Si mantenemos al PIB creciendo a punta deuda pública improductiva, por ejemplo, nuestra economía tendrá pies de barro y estaremos sembrando las semillas de la próxima recesión. Usando su mimado modelito de la “demanda interna,” el MAS ha venido haciendo exactamente eso desde el 2014 cuando se acabó el superciclo de materias primas. Cuando cayeron los ingresos y lo recomendable era apretarse el cinturón y reducir los gastos (las exportaciones de gas natural cayeron de seis mil millones de dólares el 2014 a mil millones de dólares el 2020), el gobierno le siguió metiendo nomás gastando lo que no tenía con tal de que el PIB continuara su ritmo ascendiente. Los déficits fiscales se acumularon (levamos 8 años de déficits fiscales consecutivos a un promedio de 8% del PIB), la deuda pública externa subió de seis mil millones de dólares el 2014 a once mil millones de dólares el 2020, el crédito neto del Banco Central al sector público no financiero se hizo positivo y superó los cinco mil millones de dólares, y nos dilapidamos las reservas internacionales netas que pasaron de quince mil millones de dólares el 2014 a cinco mil millones de dólares en la actualidad.
Y, claro, uno dirá, ok, gastamos mucha plata y nos endeudamos, pero si la deuda estaba dirigida a inversiones sensatas probablemente haya valido la pena. Pues me temo que no. La realidad es que el uso de la deuda no tuvo nada de sensato.
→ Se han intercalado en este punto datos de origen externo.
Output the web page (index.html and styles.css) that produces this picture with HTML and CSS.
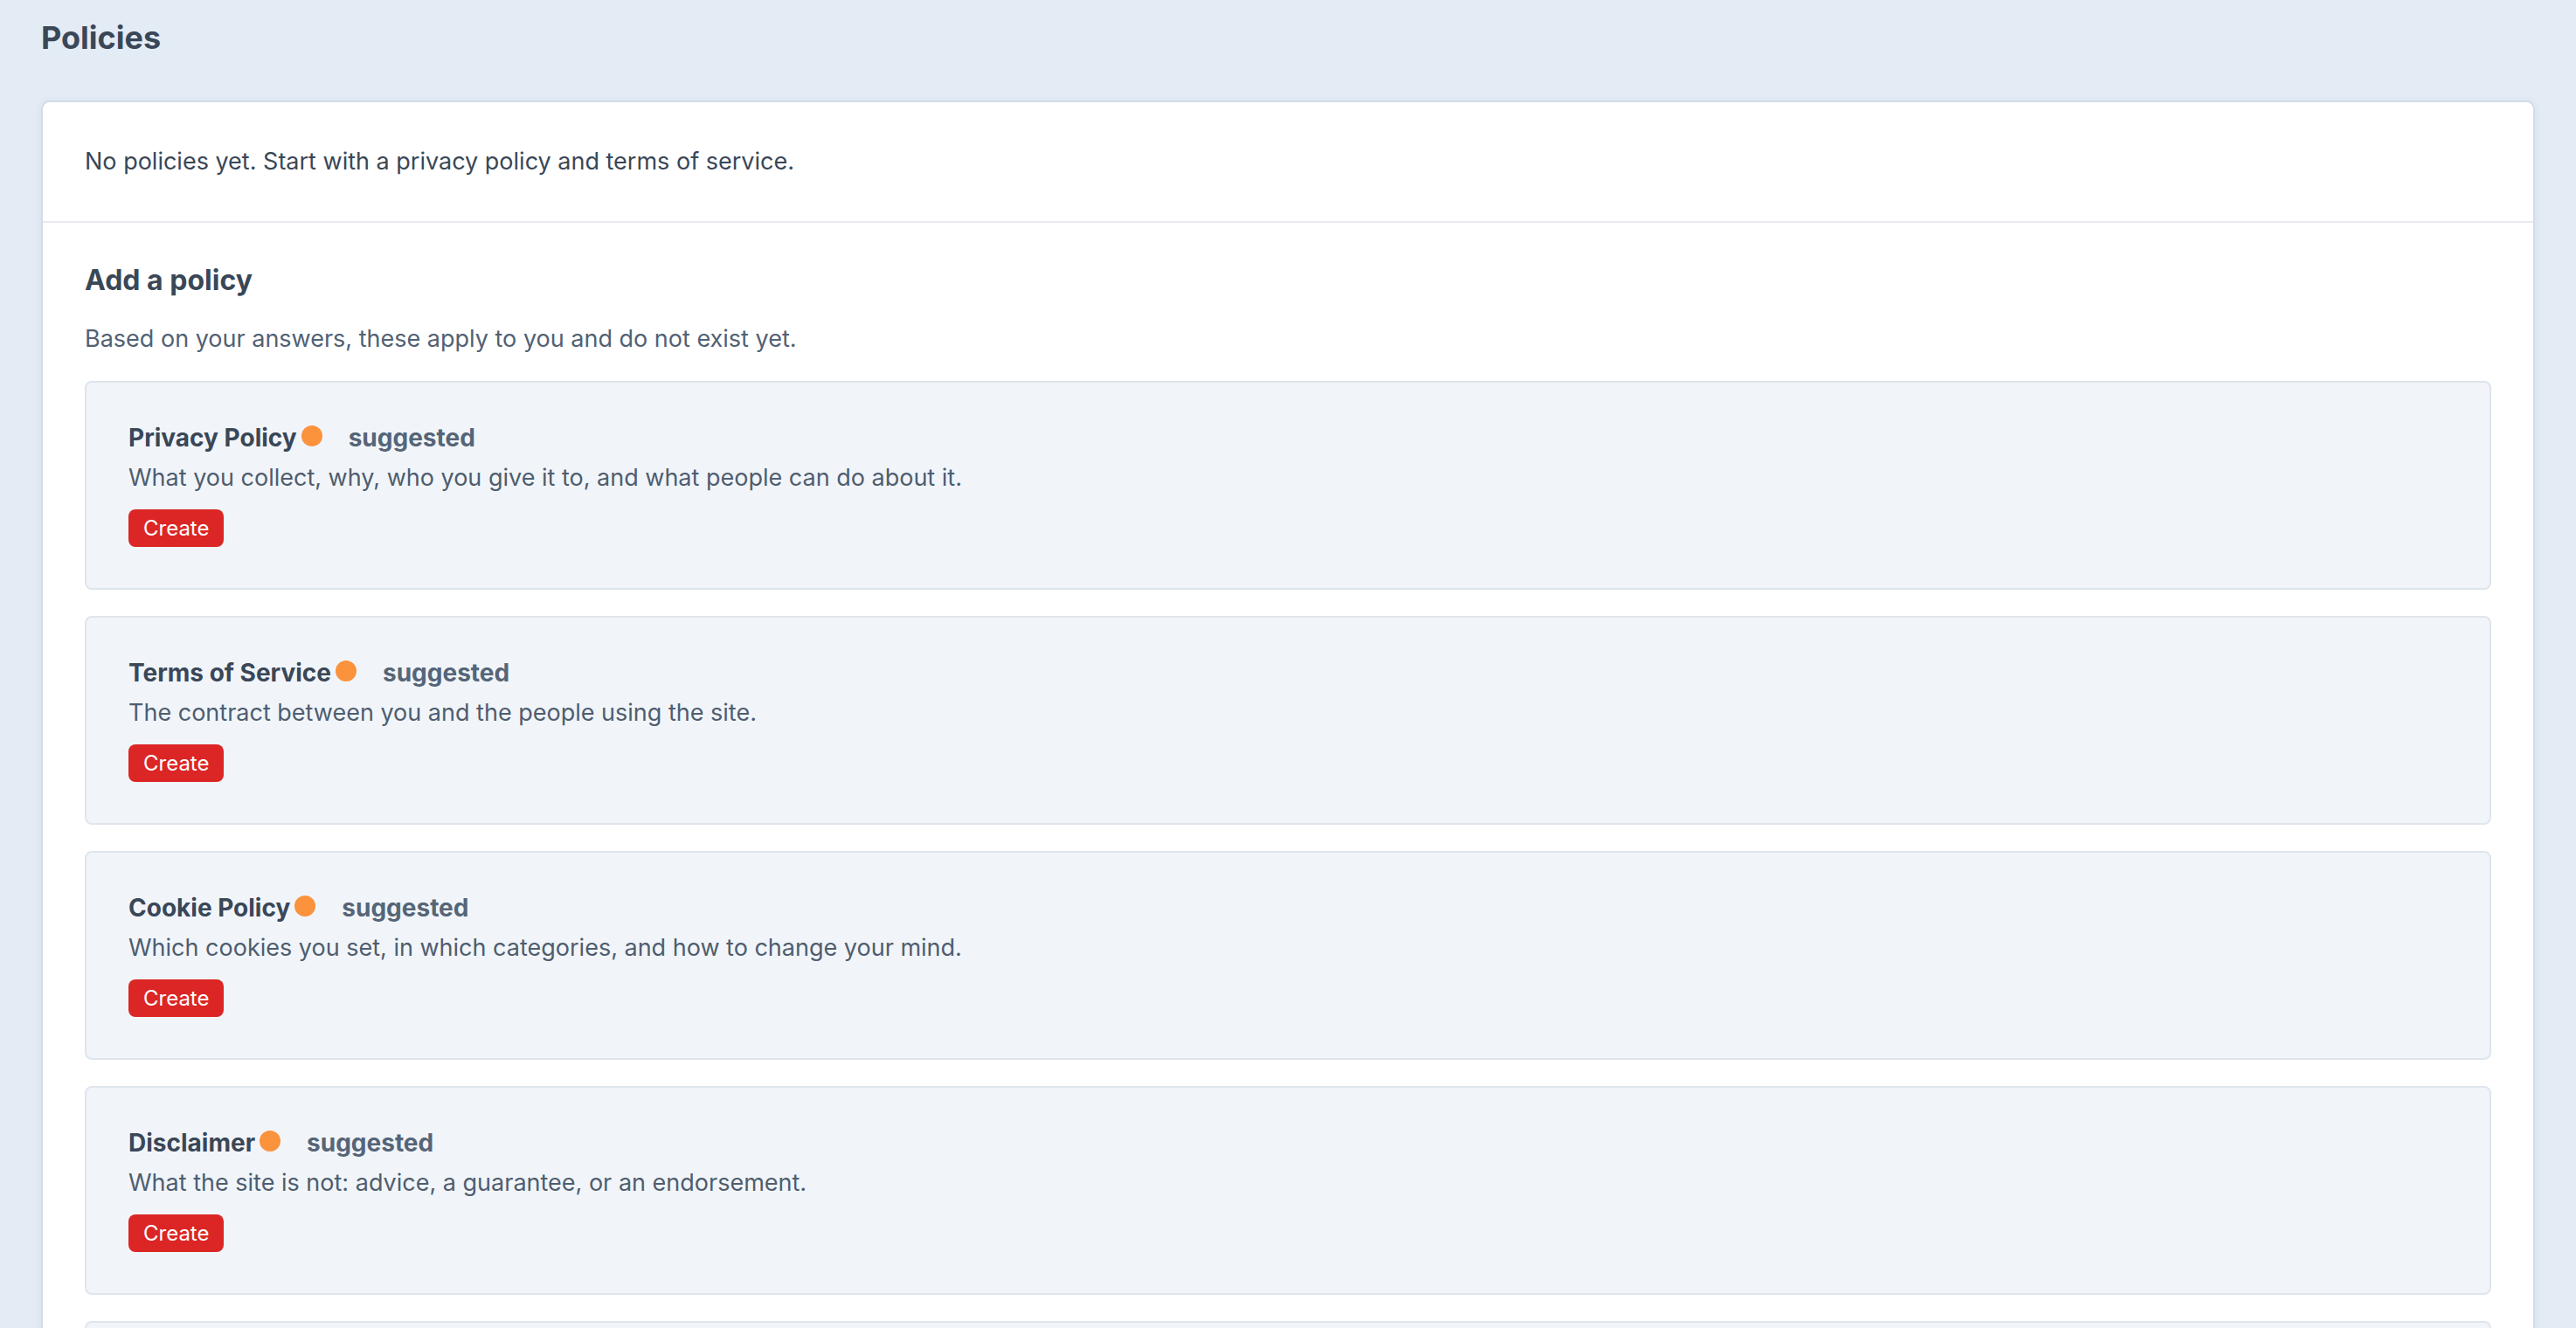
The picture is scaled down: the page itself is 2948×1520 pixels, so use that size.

Una parte fue a ampliar el presupuesto de sueldos y salarios del sector público que paso de cuatro mil millones de dólares el 2015 a más de seis mil millones de dólares el 2021 (aumentando el número de burócratas y el botín de pegas para el partido), otra parte fue a financiar a más de 70 empresas públicas que en su gran mayoría son deficitarias, y en su totalidad son ineficientes, y otra parte fue a financiar canchas de futbol, museos, aeropuertos a los que no llegan aviones, etc. Sin olvidarnos, por supuesto, de los variados casos de escandalosa corrupción.
El modelito de la “demanda interna” a partir de 2014 consistió entonces en inflar la demanda agregada para mantener el crecimiento del PIB de forma artificial, es decir, sin establecer fundamentos productivos sólidos. El único objetivo era que no se notara que ya no había plata y que la fiesta se estaba acabando.
El afán de engordar el PIB a como de lugar es populista y cae en la trampa de pensar que el velocímetro hace mover al motor cuando es exactamente al revés. El presidente Arce está obsesionado con mostrar que la economía crece y ha empapelado las ciudades con gigantografías que muestran un embustero 9,4% para el primer trimestre. Ahora se empecina en pronosticar un 5,1% para el 2022, cuando la Cepal y el Banco Mundial solo pronostican un 3,2 y un 3,5%, respectivamente. Pero, otra vez, la pelea no está ahí. No importa crecer, sino hacerlo por las razones correctas. La preocupación real no debería estar en los puntos porcentuales de cada año, sino en establecer fundamentos productivos sólidos que generen un sector privado fuerte y pujante (mercados libres, seguridad jurídica, reducción de impuestos, reducción de regulaciones en el mercado laboral, reducción del déficit, y reducción del aparato público y de su influencia). El crecimiento saludable del PIB será una consecuencia natural de dichos fundamentos.